## begin Records for the task

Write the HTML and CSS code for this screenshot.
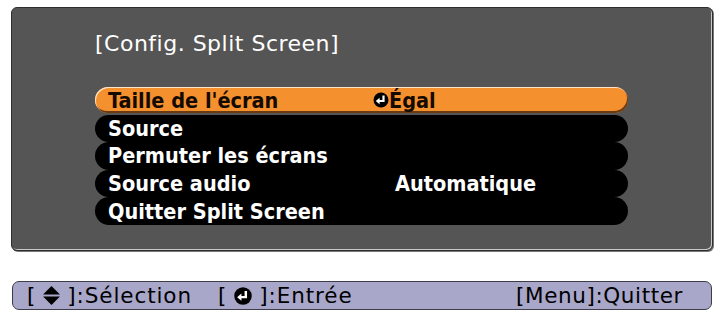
FILE: index.html
```html
<!DOCTYPE html>
<html lang="fr">
<head>
<meta charset="utf-8">
<link rel="stylesheet" href="styles.css">
</head>
<body>
<div class="panel">
  <div class="title">[Config. Split Screen]</div>
  <ul class="menu">
    <li class="row active">
      <span class="label">Taille de l'écran</span>
      <span class="value"><svg class="enter" viewBox="0 0 16 16" width="16" height="16"><circle cx="8" cy="8" r="7.5" fill="#000"/><path d="M10.5 3.5 V9 H5.5" fill="none" stroke="#fff" stroke-width="2.2"/><path d="M2.8 9 L6.6 5.8 L6.6 12.2 Z" fill="#fff"/></svg>Égal</span>
    </li>
    <li class="row"><span class="label">Source</span></li>
    <li class="row"><span class="label">Permuter les écrans</span></li>
    <li class="row"><span class="label">Source audio</span><span class="value indent">Automatique</span></li>
    <li class="row"><span class="label">Quitter Split Screen</span></li>
  </ul>
</div>
<div class="help">
  <span class="key">[<svg class="updown" viewBox="0 0 16 18" width="17" height="19"><path d="M8 0 L16 8 H0 Z" fill="#000"/><path d="M0 10 H16 L8 18 Z" fill="#000"/></svg>]:Sélection</span>
  <span class="key second">[<svg class="enter2" viewBox="0 0 16 16" width="18" height="18"><circle cx="8" cy="8" r="7.8" fill="#000"/><path d="M10.5 3.5 V9 H5.5" fill="none" stroke="#fff" stroke-width="2.2"/><path d="M2.8 9 L6.6 5.8 L6.6 12.2 Z" fill="#fff"/></svg>]:Entrée</span>
  <span class="key quit">[Menu]:Quitter</span>
</div>
</body>
</html>
```
FILE: styles.css
```css
html, body {
  margin: 0;
  padding: 0;
  background: #fff;
}
body {
  width: 720px;
  height: 314px;
  overflow: hidden;
  font-family: "DejaVu Sans", "Liberation Sans", sans-serif;
}
.panel {
  box-sizing: border-box;
  margin: 7px 0 0 11px;
  width: 702px;
  height: 244px;
  background: #555555;
  border: 1px solid #2e2e2e;
  border-radius: 6px;
  box-shadow: inset -1px -1px 0 #c8c8c8, 1px 1px 0 #777;
  padding: 23px 0 0 83px;
}
.title {
  color: #fff;
  font-size: 22px;
  line-height: 26px;
  letter-spacing: 0.5px;
}
.menu {
  list-style: none;
  margin: 30px 0 0 0;
  padding: 0;
  width: 533px;
}
.row {
  box-sizing: border-box;
  height: 27.6px;
  display: flex;
  align-items: center;
  background: #000;
  border-radius: 14px;
  padding-left: 13px;
  color: #fff;
  font-family: "DejaVu Sans Condensed", "DejaVu Sans", sans-serif;
  font-stretch: condensed;
  font-size: 21.5px;
  font-weight: bold;
}
.row.active {
  height: 26px;
  background: #f5902f;
  color: #150a00;
  box-shadow: inset 1px 1px 0 #fde3c8, inset -1px -2px 0 #6a3a12;
  margin-bottom: 1.6px;
}
.label {
  width: 265px;
  flex: none;
}
.value {
  display: flex;
  align-items: center;
}
.value.indent {
  padding-left: 22px;
}
.help {
  box-sizing: border-box;
  margin: 30px 0 0 12px;
  width: 700px;
  height: 29px;
  background: #a8a7c9;
  border: 1.5px solid #3d3d48;
  border-radius: 7px;
  display: flex;
  align-items: center;
  padding-left: 14px;
  font-size: 21.5px;
  color: #000;
  letter-spacing: 0.9px;
}
.key {
  display: flex;
  align-items: center;
}
.key svg {
  margin: 0 7px;
}
.second {
  margin-left: 26px;
}
.quit {
  margin-left: auto;
  margin-right: 28px;
  letter-spacing: 0.6px;
}
```
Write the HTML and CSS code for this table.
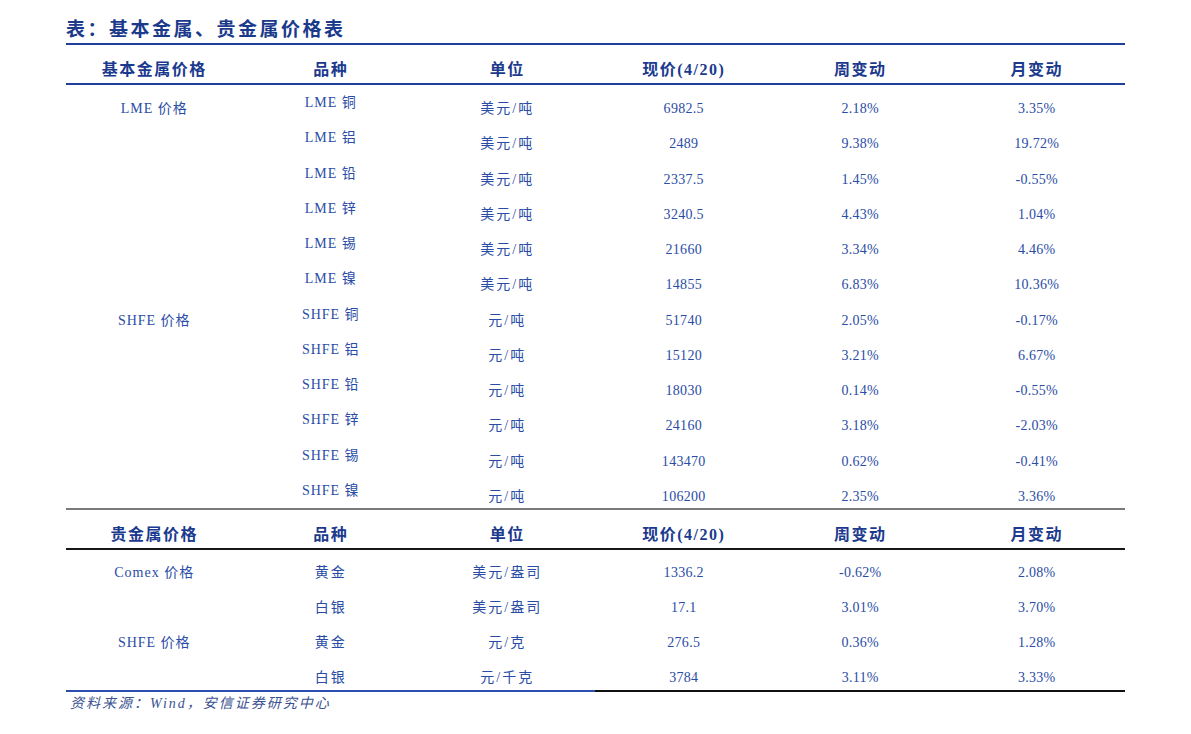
FILE: index.html
```html
<!DOCTYPE html>
<html lang="zh">
<head>
<meta charset="utf-8">
<title>基本金属、贵金属价格表</title>
<link rel="stylesheet" href="styles.css">
</head>
<body>
<div class="page">
  <div class="title">表：基本金属、贵金属价格表</div>
  <div class="rule blue"></div>
  <div class="row head">
    <div>基本金属价格</div><div>品种</div><div>单位</div><div>现价(4/20)</div><div>周变动</div><div>月变动</div>
  </div>
  <div class="rule blue"></div>
  <div class="section s1">
    <div class="row"><div class="name">LME 价格</div><div class="up name">LME 铜</div><div class="unit">美元/吨</div><div>6982.5</div><div>2.18%</div><div>3.35%</div></div>
    <div class="row"><div></div><div class="up name">LME 铝</div><div class="unit">美元/吨</div><div>2489</div><div>9.38%</div><div>19.72%</div></div>
    <div class="row"><div></div><div class="up name">LME 铅</div><div class="unit">美元/吨</div><div>2337.5</div><div>1.45%</div><div>-0.55%</div></div>
    <div class="row"><div></div><div class="up name">LME 锌</div><div class="unit">美元/吨</div><div>3240.5</div><div>4.43%</div><div>1.04%</div></div>
    <div class="row"><div></div><div class="up name">LME 锡</div><div class="unit">美元/吨</div><div>21660</div><div>3.34%</div><div>4.46%</div></div>
    <div class="row"><div></div><div class="up name">LME 镍</div><div class="unit">美元/吨</div><div>14855</div><div>6.83%</div><div>10.36%</div></div>
    <div class="row"><div class="name">SHFE 价格</div><div class="up name">SHFE 铜</div><div class="unit">元/吨</div><div>51740</div><div>2.05%</div><div>-0.17%</div></div>
    <div class="row"><div></div><div class="up name">SHFE 铝</div><div class="unit">元/吨</div><div>15120</div><div>3.21%</div><div>6.67%</div></div>
    <div class="row"><div></div><div class="up name">SHFE 铅</div><div class="unit">元/吨</div><div>18030</div><div>0.14%</div><div>-0.55%</div></div>
    <div class="row"><div></div><div class="up name">SHFE 锌</div><div class="unit">元/吨</div><div>24160</div><div>3.18%</div><div>-2.03%</div></div>
    <div class="row"><div></div><div class="up name">SHFE 锡</div><div class="unit">元/吨</div><div>143470</div><div>0.62%</div><div>-0.41%</div></div>
    <div class="row"><div></div><div class="up name">SHFE 镍</div><div class="unit">元/吨</div><div>106200</div><div>2.35%</div><div>3.36%</div></div>
  </div>
  <div class="rule gray"></div>
  <div class="row head">
    <div>贵金属价格</div><div>品种</div><div>单位</div><div>现价(4/20)</div><div>周变动</div><div>月变动</div>
  </div>
  <div class="rule black"></div>
  <div class="section s2">
    <div class="row"><div class="name">Comex 价格</div><div class="unit">黄金</div><div class="unit">美元/盎司</div><div>1336.2</div><div>-0.62%</div><div>2.08%</div></div>
    <div class="row"><div></div><div class="unit">白银</div><div class="unit">美元/盎司</div><div>17.1</div><div>3.01%</div><div>3.70%</div></div>
    <div class="row"><div class="name">SHFE 价格</div><div class="unit">黄金</div><div class="unit">元/克</div><div>276.5</div><div>0.36%</div><div>1.28%</div></div>
    <div class="row"><div></div><div class="unit">白银</div><div class="unit">元/千克</div><div>3784</div><div>3.11%</div><div>3.33%</div></div>
  </div>
  <div class="rule split"><div class="l"></div><div class="r"></div></div>
  <div class="source">资料来源：Wind，安信证券研究中心</div>
</div>
</body>
</html>
```
FILE: styles.css
```css
html, body {
  margin: 0;
  padding: 0;
  background: #ffffff;
}
body {
  font-family: "Liberation Serif", "Noto Sans CJK SC", serif;
  color: #2a4ca6;
}
.page {
  padding: 0 66px;
  width: 1059px;
}
.title {
  height: 43px;
  box-sizing: border-box;
  padding-top: 18px;
  line-height: 24px;
  font-size: 19px;
  font-weight: bold;
  letter-spacing: 2.5px;
  color: #1b3a8c;
}
.rule {
  height: 2px;
}
.rule.blue { background: #1f3f9c; }
.rule.gray { background: #7a7a7a; }
.rule.black { background: #161616; }
.rule.split {
  display: flex;
}
.rule.split .l {
  width: 529px;
  background: #2a4fb0;
}
.rule.split .r {
  flex: 1;
  background: #111111;
}
.row {
  display: grid;
  grid-template-columns: repeat(6, 1fr);
  text-align: center;
}
.row > div {
  white-space: nowrap;
}
.head {
  height: 38px;
  box-sizing: border-box;
  padding-top: 15px;
  line-height: 20px;
  font-size: 16px;
  font-weight: bold;
  letter-spacing: 1.5px;
  color: #1b3a8e;
}
.section .row {
  font-size: 14px;
  line-height: 16px;
  letter-spacing: 0.3px;
}
.section .row > div.name {
  letter-spacing: 1px;
}
.section .row > div.unit {
  letter-spacing: 2px;
}
.s1 .row {
  height: 35.25px;
}
.s1 .row > div {
  padding-top: 16px;
}
.s1 .row > div.up {
  padding-top: 10px;
}
.s2 .row {
  height: 35px;
}
.s2 .row > div {
  padding-top: 15px;
}
.source {
  padding: 4px 0 0 4px;
  line-height: 16px;
  font-size: 14px;
  font-style: italic;
  color: #3b5290;
  letter-spacing: 2px;
}
```
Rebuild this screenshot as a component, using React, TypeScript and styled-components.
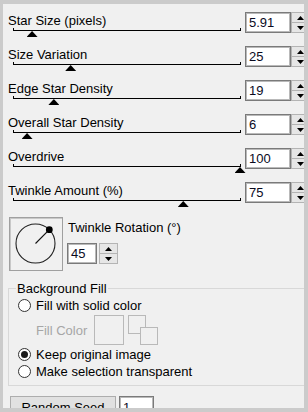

## end Records for the task

▶ [What the exercise asks] From the data above, copy each line where the string "code" appears.

▶ [Result]
Write the HTML and CSS code for this screenshot.
Write the HTML and CSS code for this table.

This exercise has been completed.